Pocos meses después Torcuato Fernández Miranda presentaba la dimisión como presidente de Las Cortes, porque la situación ya era otra, venía otros personajes y establecerían otros métodos. Pensaba Fernández Miranda que Adolfo Suárez era un presidente de paso, el gran frontón de la Transición, y después, en la estabilidad, ocuparía su lugar, aquel que Franco no quiso otorgarle. El Rey eligió a un presidente para la transición que fue el profesor Hernández Gil. A Torcuato Fernández Miranda le hijo Duque de Fernández Miranda y le impuso el Toisón, las más altas distinciones que un Monarca puede otorgar a un hombre público. Y se ufe a su casa de la calle General Oraa a esperar.
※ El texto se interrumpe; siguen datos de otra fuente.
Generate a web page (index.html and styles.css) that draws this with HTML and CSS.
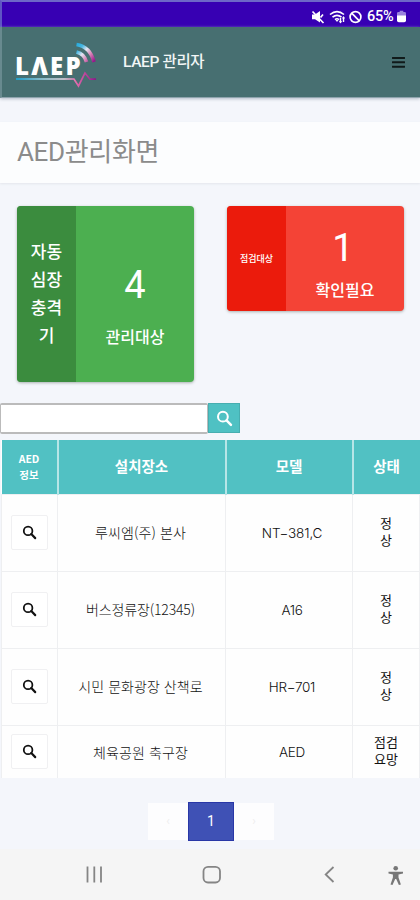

Pero Suárez le ganó la partida de la permanencia. Había puesto de su parte al Rey, y después pondría de su parte un partido y dos votos. Torcuato empezó a consumir recuerdos, melancolía y cierta amargura de corte intelectual. Allí le vi más de una vez. Y mi referencia era esta: su fidelidad al Rey no aparecía quebrada y su disconformidad con el sesgo de la situación política era completa. Suárez – decía – ‘había fabricado una izquierda poderosa’. En un determinado tiempo se atrevió a decir algo de esto en algún artículo y después el silencio. Se le seguía suponiendo como un personaje en reserva ante el naufragio grave de una situación. Pero eran hipótesis de los demás. Rechazó aparecer en alguna candidatura de Coalición Democrática, en el 79; advertí una refriega interior entre los deseos de volver a la política, y la imposibilidad de hacerlo. En el fondo, tristeza. Había sido designado en la primera legislatura constituyente de 1977 senador real y, como buen constitucionalista, no estaba de acuerdo con algo; ahora ya no estaba en ninguna parte, ni siquiera en la esperanza. La paradoja de todo esto es que Torcuato Fernández Miranda estaba preparado espectacularmente para los procesos constituyentes; era un parlamentario fulgurante, un gobernante con autoridad, y un ideólogo original y moderno; su efigie política no se correspondía con la del político a la americana, ocurrente, agradable, sonriente y falaz; tenía la severidad del profesor y el escepticismo del intelectual. Derrochaba ingenio y cultura. La noria que había fabricado para alzar a Suárez le trituró. Con Suárez no prosperarían nunca los que enseñaban, y su lista de víctimas está a la vista. Por otro lado Fernández Miranda había enseñado al Rey ciencia política, pero no arte, ni instinto. Esto lo tenía el Rey por sí mismo. Fernández Miranda ha sido un personaje decisivo en nuestra Historia contemporánea para pasar de una orilla a otra orilla. Solamente por eso su nombre debe estar grabado en los libros de los grandes hechos, pero aspiraba a prefigurar y consolidar esta nueva aventura del siglo XX. Sus temores eran fundados. Suárez tenía disposiciones personales para establecer la democracia, pero no sabía fabricar el Estado. Este tiempo ya no era de ardillas. Por eso me decía otro profesor que el corazón acostumbra a pararse cuando muere la esperanza.